Heide Lienert did fieldwork as MA student in Ngasawapum village on marriage and kinship. She returned for short time periods to Ngasawapum in 1984, 1994, and 2002.

Christiana Lütkes, together with her husband Piotr, did fieldwork in Tararan village in 1993. Her PhD research on cultural and social organisation of work has been published along with several articles on related topics.

Accompanied by her daughter, Rita Kramp did a PhD research on family planning in Gabantsidz village in 1994/95, the results are published in a monograph (Kramp 1999)

Bettina Beer did (for part of the time together with her husband Hans Fischer) research on interethnic relations and the senses in 1997, 1999/2000, 2002, 2003/04 and 2009 in Gabsongkeg village.

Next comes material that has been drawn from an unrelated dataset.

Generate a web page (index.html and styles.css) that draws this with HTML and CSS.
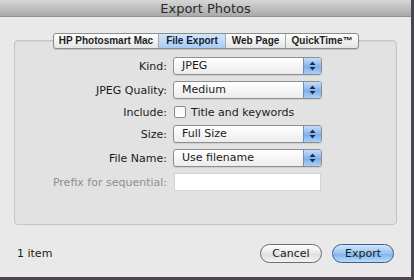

The student Paulina Reimann studied children’s play and games in context of a fieldwork practice in 2002.

In 2002 Juliane Neuhaus did research for her PhD on village courts and legal pluralism in Munun village, she returned for a short period of fieldwork in 2009. She is in the final process of writing up results for her thesis "Legal Pluralism and the challenges of state efficiency: Ethnography of the Local State in the Markham Valley, Papua New Guinea."